In Holloway v. United States, ___ U. S. ___, 
119 S. Ct. 966
(1999) the Supreme Court clarified the mens rea
required for carjacking.

       [t]he intent requirement of S 2119 is satisfied when the
       Government proves that at the moment the defendant
       demanded or took control over the driver's automobile,
       the defendant possessed the intent to seriously harm
       or kill the driver if necessary to steal the car (or,
       alternatively, if unnecessary to steal the 
car). 119 S. Ct. at 972
(emphasis added). Thus, the statute

       directs the factfinder's attention to the defendant's
       state of mind at the precise moment he demanded or
       took control over the car "by force and violence or by
       intimidation." If the defendant has the proscribed state
       of mind at that moment, the statute's scienter element
       is satisfied.

Id. at 970.
Here, it is clear that the required scienter was
never established. Although the defendants clearly intended
to seriously harm or kill Eddie Romero, neither their evil
intent, nor the force they employed in furtherance of it, had
any nexus to the subsequent taking of his van. The force
was employed in an attempt to harm Eddie Romero. It was
not used to take his van.

It is, of course, uncontested that Romero's van was taken
after he was violently assaulted.

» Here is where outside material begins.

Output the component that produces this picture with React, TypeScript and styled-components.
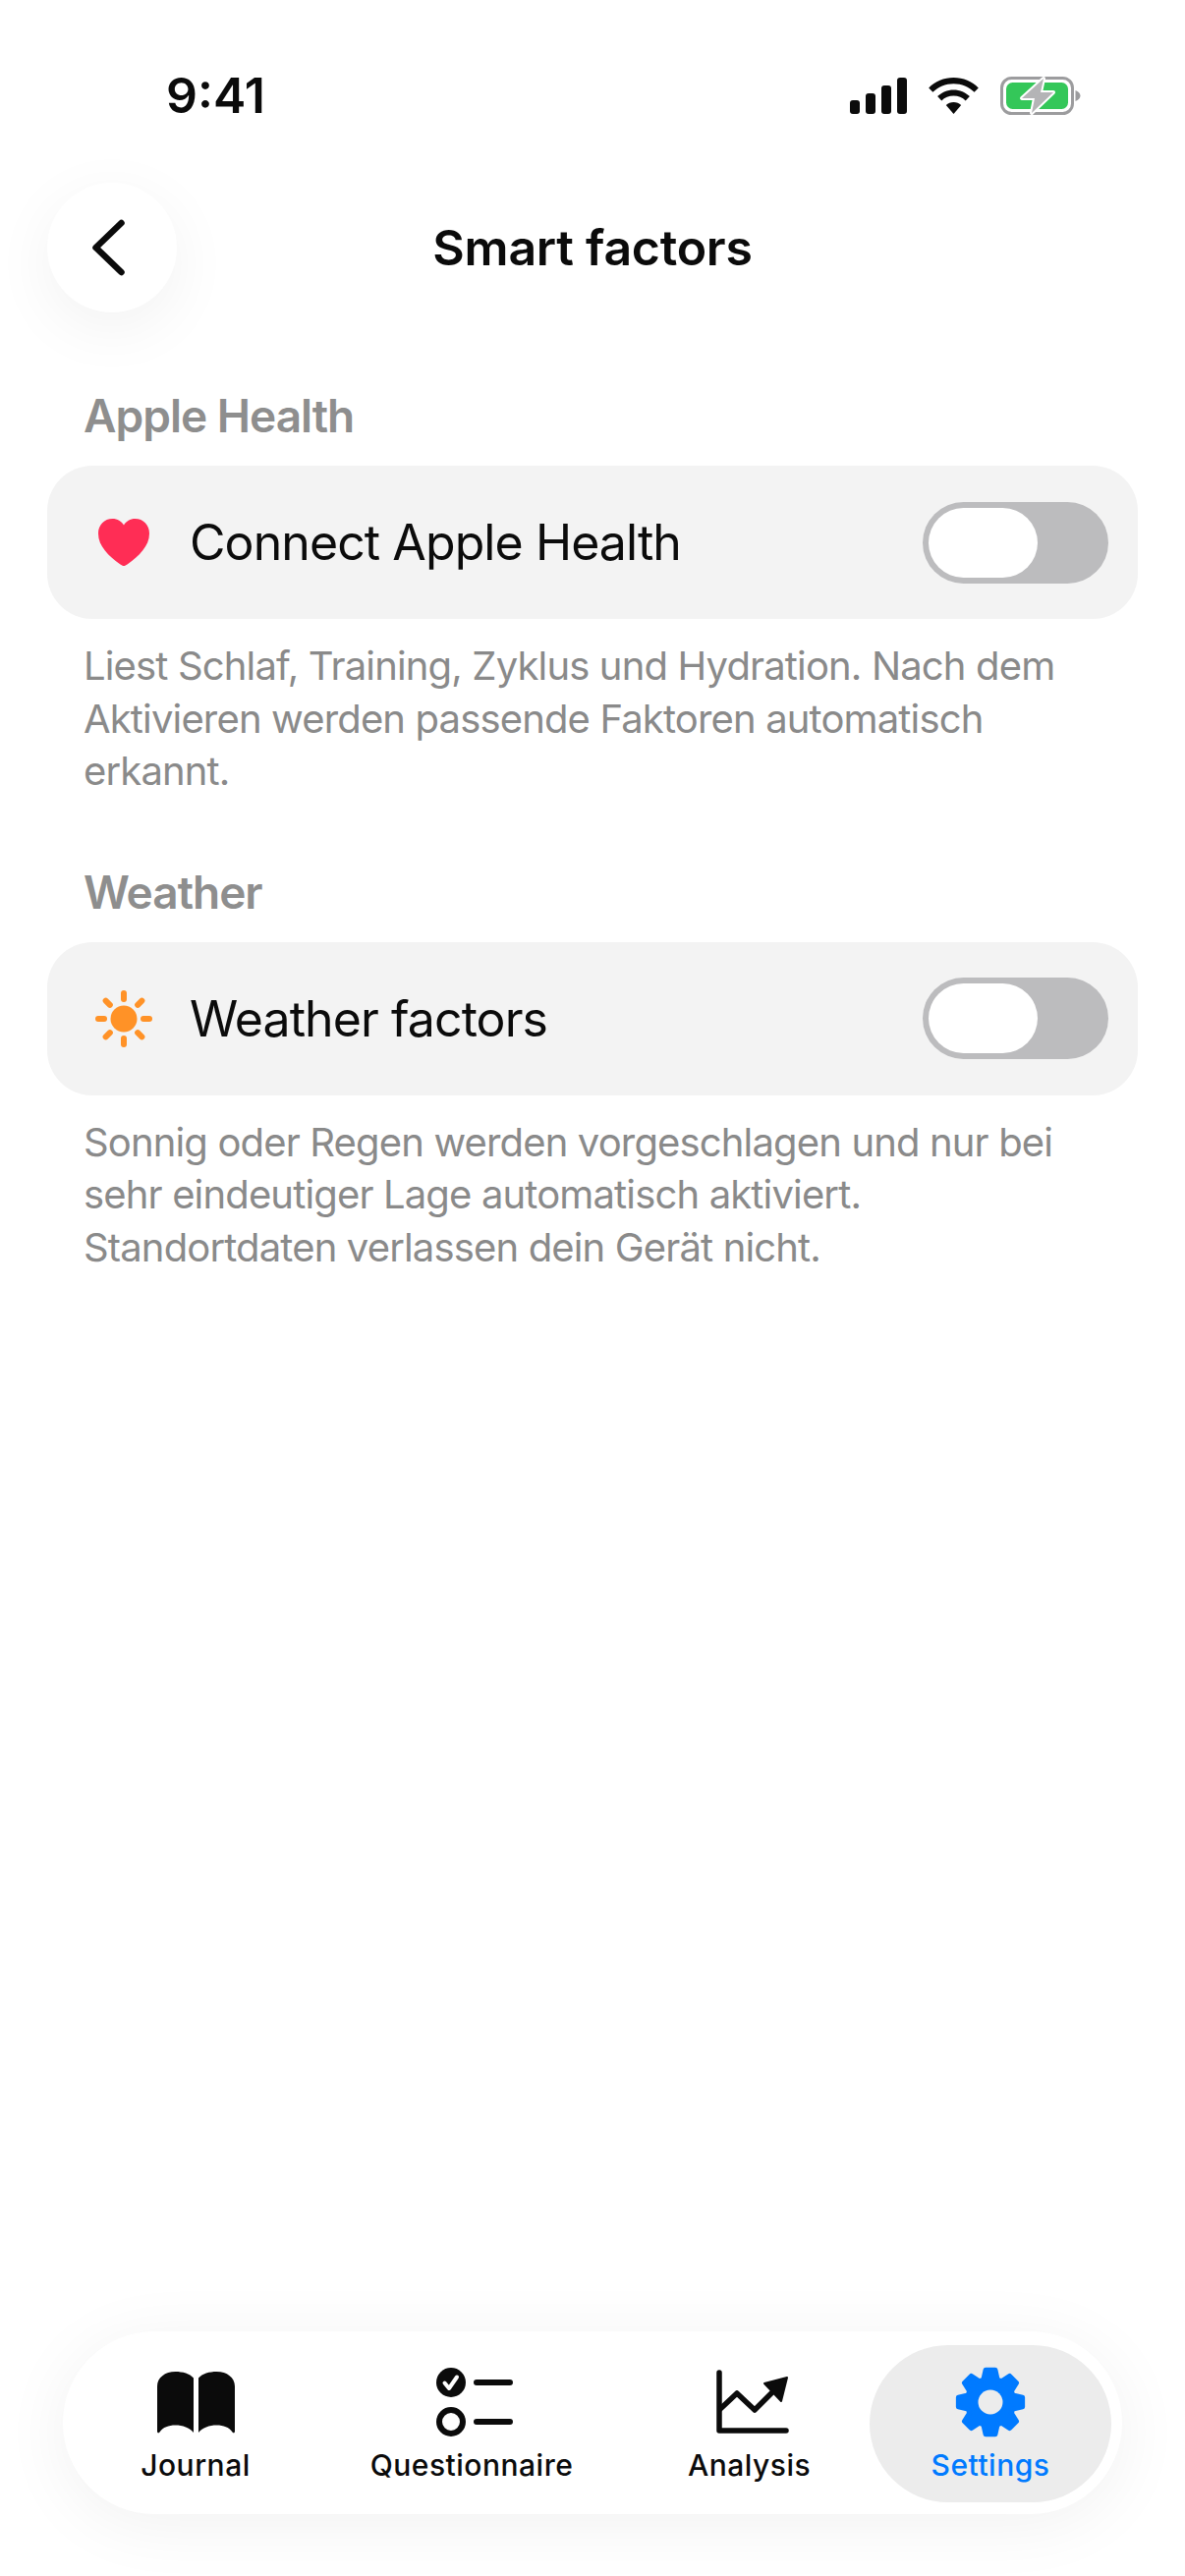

But that does not establish
that the force was used to get control of his van. Even when
this record is viewed in the light most favorable to the
government, it is clear that the prosecution failed to
establish the required nexus between the assault and the
taking. Rather, the record establishes that the van was
taken as an afterthought in an attempt to get Romero's
limp body away from the crime scene. That is not sufficient
to establish the intent required under S 2119.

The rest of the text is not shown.